● Data rows
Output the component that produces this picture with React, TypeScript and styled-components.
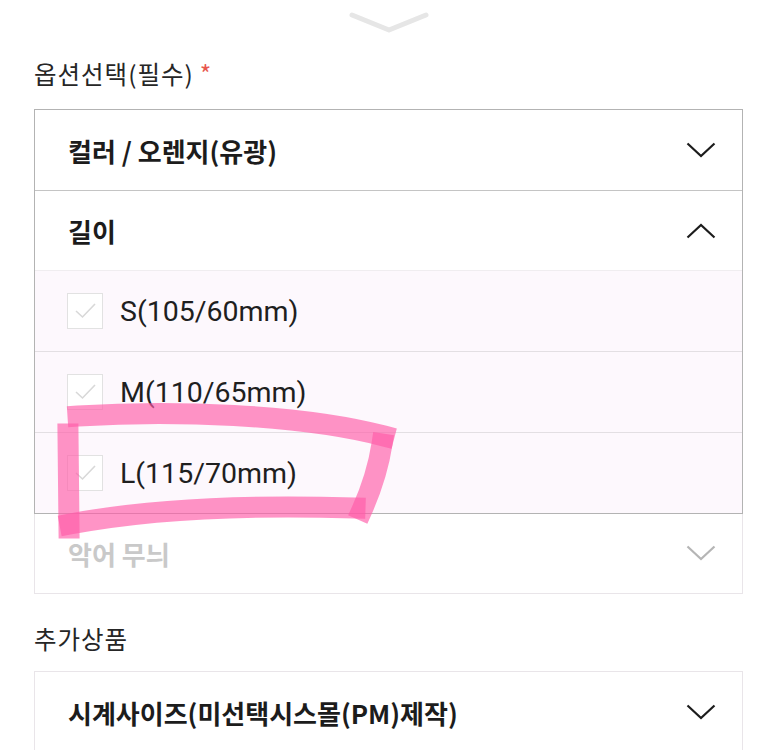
import styled, { createGlobalStyle } from "styled-components";

const GlobalStyle = createGlobalStyle`
	body {
		margin: 0;
		background: #ffffff;
		font-family: Roboto, "Noto Sans CJK KR", sans-serif;
		color: #222;
	}
`;

const Page = styled.div`
	position: relative;
	width: 775px;
	height: 750px;
	overflow: hidden;
	padding: 0 32px 0 34px;
	box-sizing: border-box;
`;

const Handle = styled.div`
	height: 57px;
	display: flex;
	justify-content: center;
	align-items: flex-start;
	padding-top: 12px;
	box-sizing: border-box;
`;

const Label = styled.div<{ $top?: number }>`
	font-family: "Noto Sans CJK KR", sans-serif;
	font-size: 24.5px;
	line-height: 34px;
	letter-spacing: 1px;
	color: #262626;
	margin-top: ${(p) => p.$top ?? 0}px;
	margin-bottom: ${(p) => (p.$top ? 15 : 18)}px;
`;

const Star = styled.span`
	color: #e8574d;
	margin-left: 6px;
`;

const SelectBox = styled.div<{ $faint?: boolean }>`
	border: 1.5px solid ${(p) => (p.$faint ? "#e9e5e9" : "#b3b3b3")};
	position: relative;
	z-index: ${(p) => (p.$faint ? 0 : 1)};
	background: #fff;
`;

const UnderBox = styled(SelectBox)`
	border-top: none;
	margin-top: -1px;
`;

const Row = styled.div<{ $divider?: string; $muted?: boolean }>`
	height: 80px;
	box-sizing: border-box;
	display: flex;
	align-items: center;
	justify-content: space-between;
	padding: 0 26px 0 33px;
	border-top: ${(p) => (p.$divider ? `1.5px solid ${p.$divider}` : "none")};
	font-family: "Noto Sans CJK KR", sans-serif;
	font-size: 26px;
	font-weight: 700;
	color: ${(p) => (p.$muted ? "#c9c9c9" : "#1c1c1c")};
`;

const OptionRow = styled.div`
	height: 81px;
	box-sizing: border-box;
	display: flex;
	align-items: center;
	gap: 17px;
	padding-left: 32px;
	background: #fdf8fd;
	border-top: 1.5px solid #e3dfe3;
	font-family: Roboto, "Noto Sans CJK KR", sans-serif;
	font-size: 28.5px;
	color: #1f1f1f;

	&:first-child {
		border-top-color: #f0edf0;
	}
`;

const CheckBox = styled.div`
	width: 36px;
	height: 36px;
	box-sizing: border-box;
	border: 1.5px solid #e2e2e2;
	background: #fff;
	display: flex;
	align-items: center;
	justify-content: center;
`;

const Overlay = styled.svg`
	position: absolute;
	left: 0;
	top: 0;
	pointer-events: none;
	z-index: 5;
`;

function Chevron({ up, color = "#1c1c1c" }: { up?: boolean; color?: string }) {
	return (
		<svg width="30" height="16" viewBox="0 0 30 16">
			<path
				d={up ? "M1.5 14.5 L15 2 L28.5 14.5" : "M1.5 1.5 L15 14 L28.5 1.5"}
				fill="none"
				stroke={color}
				strokeWidth="2.2"
			/>
		</svg>
	);
}

const options = ["S(105/60mm)", "M(110/65mm)", "L(115/70mm)"];

export default function App() {
	return (
		<Page>
			<GlobalStyle />
			<Handle>
				<svg width="80" height="22" viewBox="0 0 80 22">
					<path
						d="M3 3 L40 18 L77 3"
						fill="none"
						stroke="#e6e6e6"
						strokeWidth="5"
						strokeLinecap="round"
						strokeLinejoin="round"
					/>
				</svg>
			</Handle>
			<Label>
				옵션선택(필수)
				<Star>*</Star>
			</Label>
			<SelectBox>
				<Row>
					<span>컬러 / 오렌지(유광)</span>
					<Chevron />
				</Row>
				<Row $divider="#c4c4c4">
					<span>길이</span>
					<Chevron up />
				</Row>
				<div>
					{options.map((o) => (
						<OptionRow key={o}>
							<CheckBox>
								<svg width="30" height="30" viewBox="0 0 30 30">
									<path d="M6 15 L12.5 21 L25 8" fill="none" stroke="#d8d8d8" strokeWidth="1.6" />
								</svg>
							</CheckBox>
							<span>{o}</span>
						</OptionRow>
					))}
				</div>
			</SelectBox>
			<UnderBox $faint>
				<Row $muted>
					<span>악어 무늬</span>
					<Chevron color="#b5b5b5" />
				</Row>
			</UnderBox>
			<Label $top={28}>추가상품</Label>
			<SelectBox $faint>
				<Row>
					<span>시계사이즈(미선택시스몰(PM)제작)</span>
					<Chevron />
				</Row>
			</SelectBox>
			<Overlay width="775" height="750" viewBox="0 0 775 750">
				<g fill="none" stroke="#ff5aa8" strokeOpacity="0.65" strokeWidth="21" strokeLinecap="square" strokeLinejoin="round">
					<path d="M78 416 C170 410 300 414 384 436" />
					<path d="M382 444 C378 470 370 492 362 510" />
					<path d="M355 508 C260 505 160 507 70 524" />
					<path d="M68 434 L69 528" />
				</g>
			</Overlay>
		</Page>
	);
}
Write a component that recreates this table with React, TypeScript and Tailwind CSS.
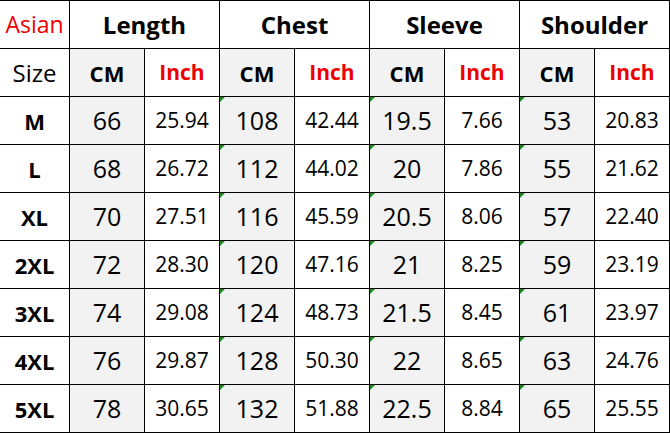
import React from 'react';

const groups = ['Length', 'Chest', 'Sleeve', 'Shoulder'];

const rows: { size: string; vals: [string, string][] }[] = [
  { size: 'M', vals: [['66', '25.94'], ['108', '42.44'], ['19.5', '7.66'], ['53', '20.83']] },
  { size: 'L', vals: [['68', '26.72'], ['112', '44.02'], ['20', '7.86'], ['55', '21.62']] },
  { size: 'XL', vals: [['70', '27.51'], ['116', '45.59'], ['20.5', '8.06'], ['57', '22.40']] },
  { size: '2XL', vals: [['72', '28.30'], ['120', '47.16'], ['21', '8.25'], ['59', '23.19']] },
  { size: '3XL', vals: [['74', '29.08'], ['124', '48.73'], ['21.5', '8.45'], ['61', '23.97']] },
  { size: '4XL', vals: [['76', '29.87'], ['128', '50.30'], ['22', '8.65'], ['63', '24.76']] },
  { size: '5XL', vals: [['78', '30.65'], ['132', '51.88'], ['22.5', '8.84'], ['65', '25.55']] },
];

const cell = 'flex items-center justify-center leading-none';

export default function App() {
  return (
    <div className="w-[670px] h-[433px] bg-white font-['Open_Sans','Noto_Sans',sans-serif] text-black">
      <div className="grid grid-cols-[69px_repeat(8,74px)] grid-rows-[repeat(9,47px)] gap-px bg-black pt-px pr-px pb-px">
        <div className={`${cell} bg-white text-[23px] text-[#ee0000]`}>Asian</div>
        {groups.map((g) => (
          <div key={g} className={`${cell} col-span-2 bg-white text-[24px] font-bold`}>
            {g}
          </div>
        ))}

        <div className={`${cell} bg-white text-[24px]`}>Size</div>
        {groups.map((g) => (
          <React.Fragment key={g}>
            <div className={`${cell} bg-[#f2f2f2] text-[22px] font-bold`}>CM</div>
            <div className={`${cell} bg-white text-[21px] font-bold text-[#ee0000]`}>Inch</div>
          </React.Fragment>
        ))}

        {rows.map((r) => (
          <React.Fragment key={r.size}>
            <div className={`${cell} bg-white text-[22px] font-bold`}>{r.size}</div>
            {r.vals.map(([cm, inch], i) => (
              <React.Fragment key={i}>
                <div className={`${cell} relative bg-[#f2f2f2] text-[25px]`}>
                  {i > 0 && (
                    <span className="absolute left-0 top-0 w-0 h-0 border-t-[5px] border-r-[5px] border-t-[#1e8a1e] border-r-transparent" />
                  )}
                  {cm}
                </div>
                <div className={`${cell} bg-white text-[21px]`}>{inch}</div>
              </React.Fragment>
            ))}
          </React.Fragment>
        ))}
      </div>
    </div>
  );
}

● Direction
Repeat the records above exactly, omitting every picture.

● Expected answer
Output the component that produces this picture with React, TypeScript and styled-components.
import styled, { createGlobalStyle } from "styled-components";

const GlobalStyle = createGlobalStyle`
	body {
		margin: 0;
		background: #ffffff;
		font-family: Roboto, "Noto Sans CJK KR", sans-serif;
		color: #222;
	}
`;

const Page = styled.div`
	position: relative;
	width: 775px;
	height: 750px;
	overflow: hidden;
	padding: 0 32px 0 34px;
	box-sizing: border-box;
`;

const Handle = styled.div`
	height: 57px;
	display: flex;
	justify-content: center;
	align-items: flex-start;
	padding-top: 12px;
	box-sizing: border-box;
`;

const Label = styled.div<{ $top?: number }>`
	font-family: "Noto Sans CJK KR", sans-serif;
	font-size: 24.5px;
	line-height: 34px;
	letter-spacing: 1px;
	color: #262626;
	margin-top: ${(p) => p.$top ?? 0}px;
	margin-bottom: ${(p) => (p.$top ? 15 : 18)}px;
`;

const Star = styled.span`
	color: #e8574d;
	margin-left: 6px;
`;

const SelectBox = styled.div<{ $faint?: boolean }>`
	border: 1.5px solid ${(p) => (p.$faint ? "#e9e5e9" : "#b3b3b3")};
	position: relative;
	z-index: ${(p) => (p.$faint ? 0 : 1)};
	background: #fff;
`;

const UnderBox = styled(SelectBox)`
	border-top: none;
	margin-top: -1px;
`;

const Row = styled.div<{ $divider?: string; $muted?: boolean }>`
	height: 80px;
	box-sizing: border-box;
	display: flex;
	align-items: center;
	justify-content: space-between;
	padding: 0 26px 0 33px;
	border-top: ${(p) => (p.$divider ? `1.5px solid ${p.$divider}` : "none")};
	font-family: "Noto Sans CJK KR", sans-serif;
	font-size: 26px;
	font-weight: 700;
	color: ${(p) => (p.$muted ? "#c9c9c9" : "#1c1c1c")};
`;

const OptionRow = styled.div`
	height: 81px;
	box-sizing: border-box;
	display: flex;
	align-items: center;
	gap: 17px;
	padding-left: 32px;
	background: #fdf8fd;
	border-top: 1.5px solid #e3dfe3;
	font-family: Roboto, "Noto Sans CJK KR", sans-serif;
	font-size: 28.5px;
	color: #1f1f1f;

	&:first-child {
		border-top-color: #f0edf0;
	}
`;

const CheckBox = styled.div`
	width: 36px;
	height: 36px;
	box-sizing: border-box;
	border: 1.5px solid #e2e2e2;
	background: #fff;
	display: flex;
	align-items: center;
	justify-content: center;
`;

const Overlay = styled.svg`
	position: absolute;
	left: 0;
	top: 0;
	pointer-events: none;
	z-index: 5;
`;

function Chevron({ up, color = "#1c1c1c" }: { up?: boolean; color?: string }) {
	return (
		<svg width="30" height="16" viewBox="0 0 30 16">
			<path
				d={up ? "M1.5 14.5 L15 2 L28.5 14.5" : "M1.5 1.5 L15 14 L28.5 1.5"}
				fill="none"
				stroke={color}
				strokeWidth="2.2"
			/>
		</svg>
	);
}

const options = ["S(105/60mm)", "M(110/65mm)", "L(115/70mm)"];

export default function App() {
	return (
		<Page>
			<GlobalStyle />
			<Handle>
				<svg width="80" height="22" viewBox="0 0 80 22">
					<path
						d="M3 3 L40 18 L77 3"
						fill="none"
						stroke="#e6e6e6"
						strokeWidth="5"
						strokeLinecap="round"
						strokeLinejoin="round"
					/>
				</svg>
			</Handle>
			<Label>
				옵션선택(필수)
				<Star>*</Star>
			</Label>
			<SelectBox>
				<Row>
					<span>컬러 / 오렌지(유광)</span>
					<Chevron />
				</Row>
				<Row $divider="#c4c4c4">
					<span>길이</span>
					<Chevron up />
				</Row>
				<div>
					{options.map((o) => (
						<OptionRow key={o}>
							<CheckBox>
								<svg width="30" height="30" viewBox="0 0 30 30">
									<path d="M6 15 L12.5 21 L25 8" fill="none" stroke="#d8d8d8" strokeWidth="1.6" />
								</svg>
							</CheckBox>
							<span>{o}</span>
						</OptionRow>
					))}
				</div>
			</SelectBox>
			<UnderBox $faint>
				<Row $muted>
					<span>악어 무늬</span>
					<Chevron color="#b5b5b5" />
				</Row>
			</UnderBox>
			<Label $top={28}>추가상품</Label>
			<SelectBox $faint>
				<Row>
					<span>시계사이즈(미선택시스몰(PM)제작)</span>
					<Chevron />
				</Row>
			</SelectBox>
			<Overlay width="775" height="750" viewBox="0 0 775 750">
				<g fill="none" stroke="#ff5aa8" strokeOpacity="0.65" strokeWidth="21" strokeLinecap="square" strokeLinejoin="round">
					<path d="M78 416 C170 410 300 414 384 436" />
					<path d="M382 444 C378 470 370 492 362 510" />
					<path d="M355 508 C260 505 160 507 70 524" />
					<path d="M68 434 L69 528" />
				</g>
			</Overlay>
		</Page>
	);
}
Write a component that recreates this table with React, TypeScript and Tailwind CSS.
import React from 'react';

const groups = ['Length', 'Chest', 'Sleeve', 'Shoulder'];

const rows: { size: string; vals: [string, string][] }[] = [
  { size: 'M', vals: [['66', '25.94'], ['108', '42.44'], ['19.5', '7.66'], ['53', '20.83']] },
  { size: 'L', vals: [['68', '26.72'], ['112', '44.02'], ['20', '7.86'], ['55', '21.62']] },
  { size: 'XL', vals: [['70', '27.51'], ['116', '45.59'], ['20.5', '8.06'], ['57', '22.40']] },
  { size: '2XL', vals: [['72', '28.30'], ['120', '47.16'], ['21', '8.25'], ['59', '23.19']] },
  { size: '3XL', vals: [['74', '29.08'], ['124', '48.73'], ['21.5', '8.45'], ['61', '23.97']] },
  { size: '4XL', vals: [['76', '29.87'], ['128', '50.30'], ['22', '8.65'], ['63', '24.76']] },
  { size: '5XL', vals: [['78', '30.65'], ['132', '51.88'], ['22.5', '8.84'], ['65', '25.55']] },
];

const cell = 'flex items-center justify-center leading-none';

export default function App() {
  return (
    <div className="w-[670px] h-[433px] bg-white font-['Open_Sans','Noto_Sans',sans-serif] text-black">
      <div className="grid grid-cols-[69px_repeat(8,74px)] grid-rows-[repeat(9,47px)] gap-px bg-black pt-px pr-px pb-px">
        <div className={`${cell} bg-white text-[23px] text-[#ee0000]`}>Asian</div>
        {groups.map((g) => (
          <div key={g} className={`${cell} col-span-2 bg-white text-[24px] font-bold`}>
            {g}
          </div>
        ))}

        <div className={`${cell} bg-white text-[24px]`}>Size</div>
        {groups.map((g) => (
          <React.Fragment key={g}>
            <div className={`${cell} bg-[#f2f2f2] text-[22px] font-bold`}>CM</div>
            <div className={`${cell} bg-white text-[21px] font-bold text-[#ee0000]`}>Inch</div>
          </React.Fragment>
        ))}

        {rows.map((r) => (
          <React.Fragment key={r.size}>
            <div className={`${cell} bg-white text-[22px] font-bold`}>{r.size}</div>
            {r.vals.map(([cm, inch], i) => (
              <React.Fragment key={i}>
                <div className={`${cell} relative bg-[#f2f2f2] text-[25px]`}>
                  {i > 0 && (
                    <span className="absolute left-0 top-0 w-0 h-0 border-t-[5px] border-r-[5px] border-t-[#1e8a1e] border-r-transparent" />
                  )}
                  {cm}
                </div>
                <div className={`${cell} bg-white text-[21px]`}>{inch}</div>
              </React.Fragment>
            ))}
          </React.Fragment>
        ))}
      </div>
    </div>
  );
}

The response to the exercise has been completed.